Given instruction
Write out each line exactly as given. Leave the pictures out of your copy.

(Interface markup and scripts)
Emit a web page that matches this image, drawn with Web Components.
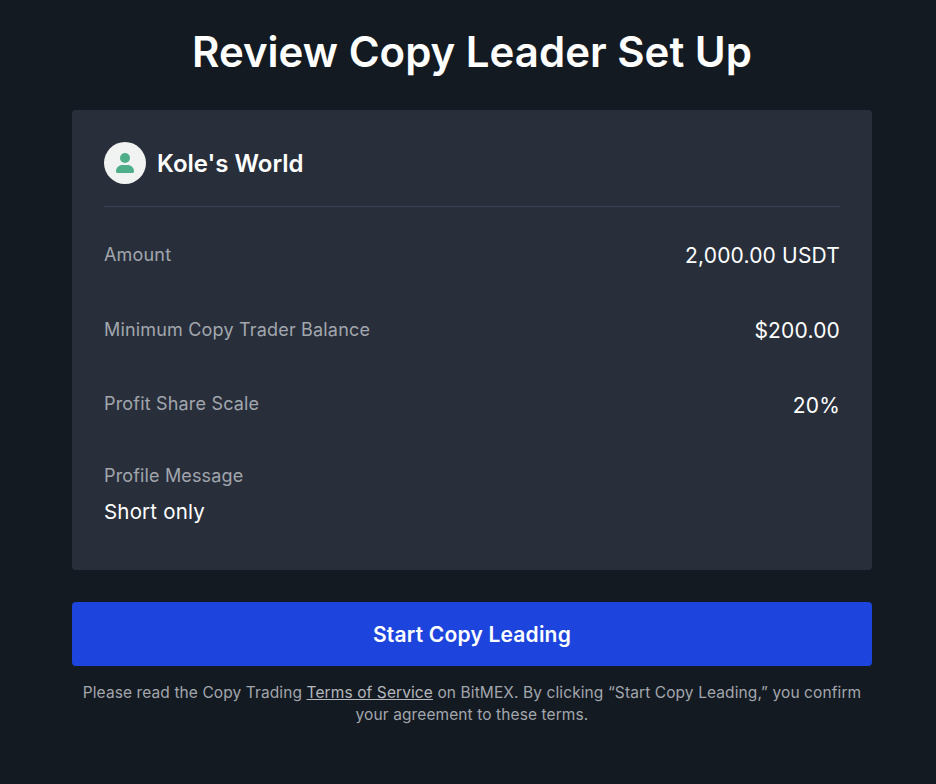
<!DOCTYPE html>
<html>
<head>
<meta charset="utf-8">
<style>
html, body { margin: 0; background: #141a21; }
body { font-family: Inter, "Liberation Sans", sans-serif; color: #fff; }
</style>
</head>
<body>
<review-page>
  <leader-card name="Kole's World">
    <detail-row label="Amount" value="2,000.00 USDT"></detail-row>
    <detail-row label="Minimum Copy Trader Balance" value="$200.00"></detail-row>
    <detail-row class="nudge" label="Profit Share Scale" value="20%"></detail-row>
    <message-block label="Profile Message" value="Short only"></message-block>
  </leader-card>
</review-page>
<script>
class ReviewPage extends HTMLElement {
  constructor() {
    super();
    this.attachShadow({ mode: "open" }).innerHTML = `
    <style>
    :host { display: block; width: 936px; height: 784px; box-sizing: border-box; padding: 25px 64px 0 72px; }
    h1 { margin: 0 0 31px; font-size: 42px; line-height: 54px; font-weight: 600; text-align: center; }
    button {
      display: block; width: 100%; height: 64px; margin-top: 32px; padding: 2px 0 0; border: 0; border-radius: 4px;
      background: #1d45dd; color: #fff; font: 600 21px/28px Inter, sans-serif; letter-spacing: 0.2px;
    }
    p {
      margin: 16px 0 0; font-size: 15.5px; letter-spacing: 0.1px; line-height: 22px; text-align: center; color: #a2a6ad;
    }
    a { color: #b4b7bc; text-decoration: underline; }
    </style>
    <h1>Review Copy Leader Set Up</h1>
    <slot></slot>
    <button>Start Copy Leading</button>
    <p>Please read the Copy Trading <a>Terms of Service</a> on BitMEX. By clicking “Start Copy Leading,” you confirm your agreement to these terms.</p>`;
  }
}
customElements.define("review-page", ReviewPage);

class LeaderCard extends HTMLElement {
  constructor() {
    super();
    this.attachShadow({ mode: "open" }).innerHTML = `
    <style>
    :host { display: block; box-sizing: border-box; height: 460px; padding: 32px; background: #282f3b; border-radius: 4px; }
    header { display: flex; align-items: center; gap: 11px; height: 42px; padding-bottom: 22px; border-bottom: 1px solid #374151; margin-bottom: 21px; }
    .avatar { width: 42px; height: 42px; border-radius: 50%; background: #f1f3f3; display: flex; align-items: center; justify-content: center; }
    .name { font-size: 24px; line-height: 32px; font-weight: 600; padding-top: 2px; }
    </style>
    <header>
      <span class="avatar">
        <svg width="20" height="22" viewBox="0 0 20 22"><circle cx="10" cy="6" r="5" fill="#4fae8a"/><path d="M1 19.5C1 15.500 4 13 7.500 13h5c3.500 0 6.500 2.500 6.500 6.500 0 .8-.5 1.500-1.500 1.500h-15C1.500 21 1 20.300 1 19.500z" fill="#4fae8a"/></svg>
      </span>
      <span class="name"></span>
    </header>
    <slot></slot>`;
    this.shadowRoot.querySelector(".name").textContent = this.getAttribute("name");
  }
}
customElements.define("leader-card", LeaderCard);

class DetailRow extends HTMLElement {
  constructor() {
    super();
    this.attachShadow({ mode: "open" }).innerHTML = `
    <style>
    :host { display: flex; justify-content: space-between; align-items: center; height: 54px; margin-bottom: 21px; }
    .label { font-size: 18px; letter-spacing: 0.18px; color: #a2a6ad; margin-bottom: 2px; }
    :host(.nudge) .label { margin-bottom: 4px; }
    .value { font-size: 21px; letter-spacing: 0.18px; color: #fff; }
    </style>
    <span class="label"></span><span class="value"></span>`;
    this.shadowRoot.querySelector(".label").textContent = this.getAttribute("label");
    this.shadowRoot.querySelector(".value").textContent = this.getAttribute("value");
  }
}
customElements.define("detail-row", DetailRow);

class MessageBlock extends HTMLElement {
  constructor() {
    super();
    this.attachShadow({ mode: "open" }).innerHTML = `
    <style>
    :host { display: block; padding-top: 9px; }
    .label { font-size: 18px; letter-spacing: 0.15px; line-height: 28px; color: #a2a6ad; }
    .value { font-size: 20.5px; letter-spacing: 0.18px; line-height: 28px; margin-top: 8px; color: #fff; }
    </style>
    <div class="label"></div><div class="value"></div>`;
    this.shadowRoot.querySelector(".label").textContent = this.getAttribute("label");
    this.shadowRoot.querySelector(".value").textContent = this.getAttribute("value");
  }
}
customElements.define("message-block", MessageBlock);
</script>
</body>
</html>
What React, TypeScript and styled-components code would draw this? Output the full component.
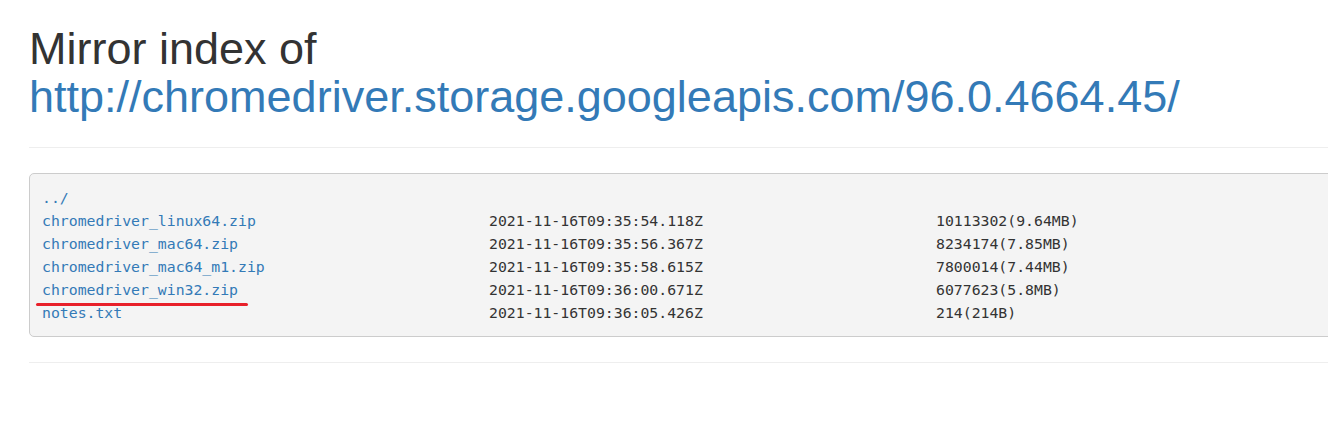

Written response
Emit a web page that matches this image, drawn with Web Components.
<!DOCTYPE html>
<html>
<head>
<meta charset="utf-8">
<style>
html, body { margin: 0; background: #141a21; }
body { font-family: Inter, "Liberation Sans", sans-serif; color: #fff; }
</style>
</head>
<body>
<review-page>
  <leader-card name="Kole's World">
    <detail-row label="Amount" value="2,000.00 USDT"></detail-row>
    <detail-row label="Minimum Copy Trader Balance" value="$200.00"></detail-row>
    <detail-row class="nudge" label="Profit Share Scale" value="20%"></detail-row>
    <message-block label="Profile Message" value="Short only"></message-block>
  </leader-card>
</review-page>
<script>
class ReviewPage extends HTMLElement {
  constructor() {
    super();
    this.attachShadow({ mode: "open" }).innerHTML = `
    <style>
    :host { display: block; width: 936px; height: 784px; box-sizing: border-box; padding: 25px 64px 0 72px; }
    h1 { margin: 0 0 31px; font-size: 42px; line-height: 54px; font-weight: 600; text-align: center; }
    button {
      display: block; width: 100%; height: 64px; margin-top: 32px; padding: 2px 0 0; border: 0; border-radius: 4px;
      background: #1d45dd; color: #fff; font: 600 21px/28px Inter, sans-serif; letter-spacing: 0.2px;
    }
    p {
      margin: 16px 0 0; font-size: 15.5px; letter-spacing: 0.1px; line-height: 22px; text-align: center; color: #a2a6ad;
    }
    a { color: #b4b7bc; text-decoration: underline; }
    </style>
    <h1>Review Copy Leader Set Up</h1>
    <slot></slot>
    <button>Start Copy Leading</button>
    <p>Please read the Copy Trading <a>Terms of Service</a> on BitMEX. By clicking “Start Copy Leading,” you confirm your agreement to these terms.</p>`;
  }
}
customElements.define("review-page", ReviewPage);

class LeaderCard extends HTMLElement {
  constructor() {
    super();
    this.attachShadow({ mode: "open" }).innerHTML = `
    <style>
    :host { display: block; box-sizing: border-box; height: 460px; padding: 32px; background: #282f3b; border-radius: 4px; }
    header { display: flex; align-items: center; gap: 11px; height: 42px; padding-bottom: 22px; border-bottom: 1px solid #374151; margin-bottom: 21px; }
    .avatar { width: 42px; height: 42px; border-radius: 50%; background: #f1f3f3; display: flex; align-items: center; justify-content: center; }
    .name { font-size: 24px; line-height: 32px; font-weight: 600; padding-top: 2px; }
    </style>
    <header>
      <span class="avatar">
        <svg width="20" height="22" viewBox="0 0 20 22"><circle cx="10" cy="6" r="5" fill="#4fae8a"/><path d="M1 19.5C1 15.500 4 13 7.500 13h5c3.500 0 6.500 2.500 6.500 6.500 0 .8-.5 1.500-1.500 1.500h-15C1.500 21 1 20.300 1 19.500z" fill="#4fae8a"/></svg>
      </span>
      <span class="name"></span>
    </header>
    <slot></slot>`;
    this.shadowRoot.querySelector(".name").textContent = this.getAttribute("name");
  }
}
customElements.define("leader-card", LeaderCard);

class DetailRow extends HTMLElement {
  constructor() {
    super();
    this.attachShadow({ mode: "open" }).innerHTML = `
    <style>
    :host { display: flex; justify-content: space-between; align-items: center; height: 54px; margin-bottom: 21px; }
    .label { font-size: 18px; letter-spacing: 0.18px; color: #a2a6ad; margin-bottom: 2px; }
    :host(.nudge) .label { margin-bottom: 4px; }
    .value { font-size: 21px; letter-spacing: 0.18px; color: #fff; }
    </style>
    <span class="label"></span><span class="value"></span>`;
    this.shadowRoot.querySelector(".label").textContent = this.getAttribute("label");
    this.shadowRoot.querySelector(".value").textContent = this.getAttribute("value");
  }
}
customElements.define("detail-row", DetailRow);

class MessageBlock extends HTMLElement {
  constructor() {
    super();
    this.attachShadow({ mode: "open" }).innerHTML = `
    <style>
    :host { display: block; padding-top: 9px; }
    .label { font-size: 18px; letter-spacing: 0.15px; line-height: 28px; color: #a2a6ad; }
    .value { font-size: 20.5px; letter-spacing: 0.18px; line-height: 28px; margin-top: 8px; color: #fff; }
    </style>
    <div class="label"></div><div class="value"></div>`;
    this.shadowRoot.querySelector(".label").textContent = this.getAttribute("label");
    this.shadowRoot.querySelector(".value").textContent = this.getAttribute("value");
  }
}
customElements.define("message-block", MessageBlock);
</script>
</body>
</html>
What React, TypeScript and styled-components code would draw this? Output the full component.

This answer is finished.